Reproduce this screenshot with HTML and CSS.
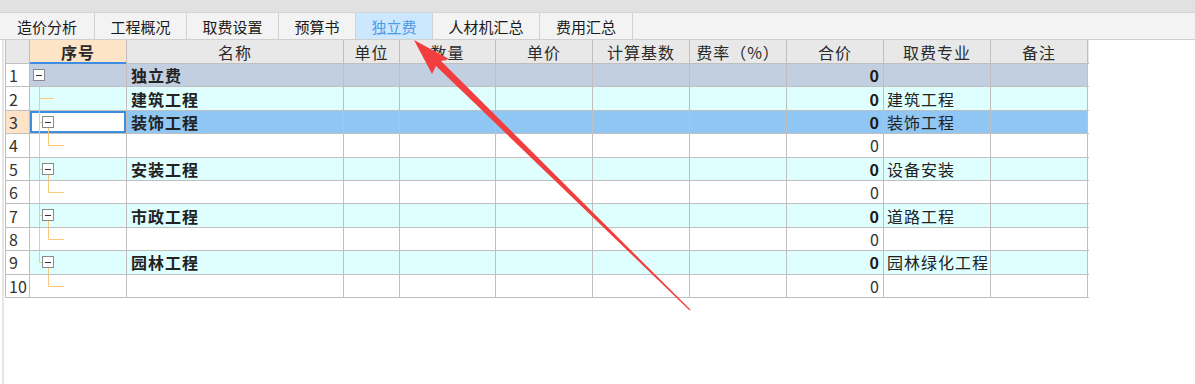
FILE: index.html
```html
<!DOCTYPE html>
<html lang="zh-CN">
<head>
    <meta charset="UTF-8">
    <title>独立费</title>
    <link rel="stylesheet" href="styles.css">
</head>
<body>
    <div class="topbar"></div>

    <!-- 页签 -->
    <div class="tabs">
        <div class="tab t1">造价分析</div>
        <div class="tab t2">工程概况</div>
        <div class="tab t3">取费设置</div>
        <div class="tab t4">预算书</div>
        <div class="tab t5 active">独立费</div>
        <div class="tab t6">人材机汇总</div>
        <div class="tab t7">费用汇总</div>
    </div>

    <!-- 表格 -->
    <div class="main">
        <div class="grid">
            <div class="row head">
                <div class="c"></div>
                <div class="c seq">序号</div>
                <div class="c">名称</div>
                <div class="c">单位</div>
                <div class="c">数量</div>
                <div class="c">单价</div>
                <div class="c">计算基数</div>
                <div class="c">费率（%）</div>
                <div class="c">合价</div>
                <div class="c">取费专业</div>
                <div class="c">备注</div>
            </div>

            <div class="row lv0">
                <div class="c num">1</div>
                <div class="c tree">
                    <svg class="lines" viewBox="0 0 96 22.4">
                        <line x1="9.5" y1="16.5" x2="9.5" y2="23"/>
                        <rect class="box" x="3.5" y="5.5" width="11" height="11"/>
                        <line class="minus" x1="6" y1="11.5" x2="12" y2="11.5"/>
                    </svg>
                </div>
                <div class="c name">独立费</div>
                <div class="c"></div><div class="c"></div><div class="c"></div><div class="c"></div><div class="c"></div>
                <div class="c total b">0</div>
                <div class="c fee"></div>
                <div class="c"></div>
            </div>

            <div class="row lv1">
                <div class="c num">2</div>
                <div class="c tree">
                    <svg class="lines" viewBox="0 0 96 22.4">
                        <line x1="9.5" y1="-1" x2="9.5" y2="23"/>
                        <line x1="9.5" y1="11.5" x2="24" y2="11.5"/>
                    </svg>
                </div>
                <div class="c name">建筑工程</div>
                <div class="c"></div><div class="c"></div><div class="c"></div><div class="c"></div><div class="c"></div>
                <div class="c total b">0</div>
                <div class="c fee">建筑工程</div>
                <div class="c"></div>
            </div>

            <div class="row sel">
                <div class="c num">3</div>
                <div class="c tree focus">
                    <svg class="lines" viewBox="0 0 96 22.4">
                        <line x1="9.5" y1="-1" x2="9.5" y2="23"/>
                        <line x1="9.5" y1="11.5" x2="12.5" y2="11.5"/>
                        <line x1="18.5" y1="16.5" x2="18.5" y2="23"/>
                        <rect class="box" x="12.5" y="5.5" width="11" height="11"/>
                        <line class="minus" x1="15" y1="11.5" x2="21" y2="11.5"/>
                    </svg>
                </div>
                <div class="c name">装饰工程</div>
                <div class="c"></div><div class="c"></div><div class="c"></div><div class="c"></div><div class="c"></div>
                <div class="c total b">0</div>
                <div class="c fee">装饰工程</div>
                <div class="c"></div>
            </div>

            <div class="row">
                <div class="c num">4</div>
                <div class="c tree">
                    <svg class="lines" viewBox="0 0 96 22.4">
                        <line x1="9.5" y1="-1" x2="9.5" y2="23"/>
                        <line x1="18.5" y1="-1" x2="18.5" y2="11.5"/>
                        <line x1="18.5" y1="11.5" x2="34" y2="11.5"/>
                    </svg>
                </div>
                <div class="c name"></div>
                <div class="c"></div><div class="c"></div><div class="c"></div><div class="c"></div><div class="c"></div>
                <div class="c total">0</div>
                <div class="c fee"></div>
                <div class="c"></div>
            </div>

            <div class="row lv1">
                <div class="c num">5</div>
                <div class="c tree">
                    <svg class="lines" viewBox="0 0 96 22.4">
                        <line x1="9.5" y1="-1" x2="9.5" y2="23"/>
                        <line x1="9.5" y1="11.5" x2="12.5" y2="11.5"/>
                        <line x1="18.5" y1="16.5" x2="18.5" y2="23"/>
                        <rect class="box" x="12.5" y="5.5" width="11" height="11"/>
                        <line class="minus" x1="15" y1="11.5" x2="21" y2="11.5"/>
                    </svg>
                </div>
                <div class="c name">安装工程</div>
                <div class="c"></div><div class="c"></div><div class="c"></div><div class="c"></div><div class="c"></div>
                <div class="c total b">0</div>
                <div class="c fee">设备安装</div>
                <div class="c"></div>
            </div>

            <div class="row">
                <div class="c num">6</div>
                <div class="c tree">
                    <svg class="lines" viewBox="0 0 96 22.4">
                        <line x1="9.5" y1="-1" x2="9.5" y2="23"/>
                        <line x1="18.5" y1="-1" x2="18.5" y2="11.5"/>
                        <line x1="18.5" y1="11.5" x2="34" y2="11.5"/>
                    </svg>
                </div>
                <div class="c name"></div>
                <div class="c"></div><div class="c"></div><div class="c"></div><div class="c"></div><div class="c"></div>
                <div class="c total">0</div>
                <div class="c fee"></div>
                <div class="c"></div>
            </div>

            <div class="row lv1">
                <div class="c num">7</div>
                <div class="c tree">
                    <svg class="lines" viewBox="0 0 96 22.4">
                        <line x1="9.5" y1="-1" x2="9.5" y2="23"/>
                        <line x1="9.5" y1="11.5" x2="12.5" y2="11.5"/>
                        <line x1="18.5" y1="16.5" x2="18.5" y2="23"/>
                        <rect class="box" x="12.5" y="5.5" width="11" height="11"/>
                        <line class="minus" x1="15" y1="11.5" x2="21" y2="11.5"/>
                    </svg>
                </div>
                <div class="c name">市政工程</div>
                <div class="c"></div><div class="c"></div><div class="c"></div><div class="c"></div><div class="c"></div>
                <div class="c total b">0</div>
                <div class="c fee">道路工程</div>
                <div class="c"></div>
            </div>

            <div class="row">
                <div class="c num">8</div>
                <div class="c tree">
                    <svg class="lines" viewBox="0 0 96 22.4">
                        <line x1="9.5" y1="-1" x2="9.5" y2="23"/>
                        <line x1="18.5" y1="-1" x2="18.5" y2="11.5"/>
                        <line x1="18.5" y1="11.5" x2="34" y2="11.5"/>
                    </svg>
                </div>
                <div class="c name"></div>
                <div class="c"></div><div class="c"></div><div class="c"></div><div class="c"></div><div class="c"></div>
                <div class="c total">0</div>
                <div class="c fee"></div>
                <div class="c"></div>
            </div>

            <div class="row lv1">
                <div class="c num">9</div>
                <div class="c tree">
                    <svg class="lines" viewBox="0 0 96 22.4">
                        <line x1="9.5" y1="-1" x2="9.5" y2="11.5"/>
                        <line x1="9.5" y1="11.5" x2="12.5" y2="11.5"/>
                        <line x1="18.5" y1="16.5" x2="18.5" y2="23"/>
                        <rect class="box" x="12.5" y="5.5" width="11" height="11"/>
                        <line class="minus" x1="15" y1="11.5" x2="21" y2="11.5"/>
                    </svg>
                </div>
                <div class="c name">园林工程</div>
                <div class="c"></div><div class="c"></div><div class="c"></div><div class="c"></div><div class="c"></div>
                <div class="c total b">0</div>
                <div class="c fee">园林绿化工程</div>
                <div class="c"></div>
            </div>

            <div class="row">
                <div class="c num">10</div>
                <div class="c tree">
                    <svg class="lines" viewBox="0 0 96 22.4">
                        <line x1="18.5" y1="-1" x2="18.5" y2="11.5"/>
                        <line x1="18.5" y1="11.5" x2="34" y2="11.5"/>
                    </svg>
                </div>
                <div class="c name"></div>
                <div class="c"></div><div class="c"></div><div class="c"></div><div class="c"></div><div class="c"></div>
                <div class="c total">0</div>
                <div class="c fee"></div>
                <div class="c"></div>
            </div>
        </div>
    </div>

    <!-- 标注箭头 -->
    <svg class="arrow" viewBox="0 0 1195 384">
        <polygon points="414,40 449,59 441,61 690.4,309.6 689.6,310.4 436,66 432,74"/>
    </svg>
</body>
</html>
```

FILE: styles.css
```css
body {
    margin: 0;
    width: 1195px;
    height: 384px;
    overflow: hidden;
    background: #fff;
    font-family: "Noto Sans CJK SC", "Noto Sans", sans-serif;
    color: #222;
    position: relative;
}

.topbar {
    height: 12px;
    background: #e1e1e1;
    border-bottom: 1px solid #d4d4d4;
}

.tabs {
    display: flex;
    height: 26px;
    background: #f3f3f3;
    border-bottom: 1px solid #cfcfcf;
}

.tab {
    box-sizing: border-box;
    border-right: 1px solid #d2d2d2;
    font-size: 15px;
    line-height: 26px;
    padding-top: 1px;
    text-align: center;
    color: #1a1a1a;
}

.t1 { width: 95px; }
.t2 { width: 92px; }
.t3 { width: 92px; }
.t4 { width: 77px; }
.t5 { width: 77px; }
.t6 { width: 107px; }
.t7 { width: 93px; }

.tab.active {
    background: #cce8ff;
    color: #4d9be6;
}

.main {
    height: 344px;
    margin-left: 2px;
    border-left: 2px solid #e6e6e6;
    padding-left: 1px;
}

.grid {
    width: 1083px;
    border-left: 1px solid #bfbfbf;
}

.row {
    display: grid;
    grid-template-columns: 24px 97px 217px 56px 96px 97px 97px 97px 97px 107px 97px;
    height: 23.4px;
    box-sizing: border-box;
    border-bottom: 1px solid #bfbfbf;
    font-size: 16px;
    letter-spacing: 1px;
}

.row.head {
    height: 24px;
    background: #e8e8e8;
}

.c {
    box-sizing: border-box;
    border-right: 1px solid #bfbfbf;
    display: flex;
    align-items: center;
    overflow: hidden;
    white-space: nowrap;
    position: relative;
}

.head .c {
    justify-content: center;
    color: #2a2a2a;
}

.head .seq {
    background: #fde4c6;
    font-weight: bold;
    box-shadow: inset 0 -2px 0 #3d8ee0;
    margin-bottom: -1px;
}

.num {
    background: #fff;
    padding-left: 3px;
    letter-spacing: 0;
    color: #333;
}

.name {
    padding-left: 4px;
    font-weight: bold;
}

.total {
    justify-content: flex-end;
    padding-right: 3px;
    color: #333;
}

.total.b {
    font-weight: bold;
    color: #1a1a1a;
}

.fee {
    padding-left: 3px;
}

.lv0 .c { background: #c2cfe1; }
.lv1 .c { background: #dfffff; }
.sel .c { background: #90c6f4; }

.lv0 .num,
.lv1 .num { background: #fff; }

.sel .num { background: #fde4c6; }

.sel .focus {
    background: #fff;
    box-shadow: inset 0 0 0 2px #3d8ee0;
}

.lines {
    display: block;
    width: 96px;
    height: 22.4px;
    overflow: visible;
}

.lines line {
    stroke: #fdc77a;
    stroke-width: 1;
}

.lines .box {
    fill: #fff;
    stroke: #8a8a8a;
}

.lines .minus {
    stroke: #333;
}

.arrow {
    position: absolute;
    left: 0;
    top: 0;
    width: 1195px;
    height: 384px;
    pointer-events: none;
}

.arrow polygon {
    fill: #f23e3e;
}
```
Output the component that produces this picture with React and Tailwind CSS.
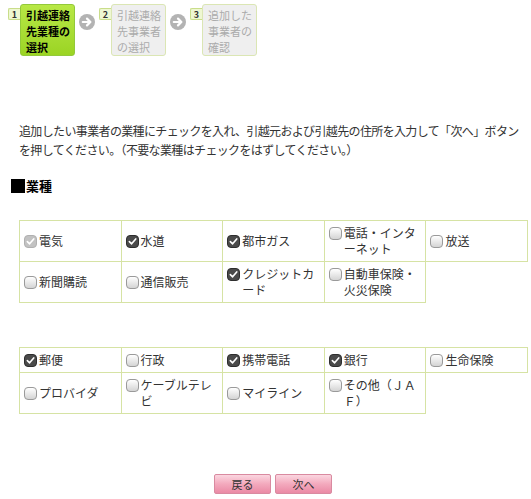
################
§ **Exercise prompt**:
Scan the data above; copy every line where "this" appears.

§ **Answer below**:
Reproduce this screenshot with HTML and CSS.
Output the component that produces this picture with React and Tailwind CSS.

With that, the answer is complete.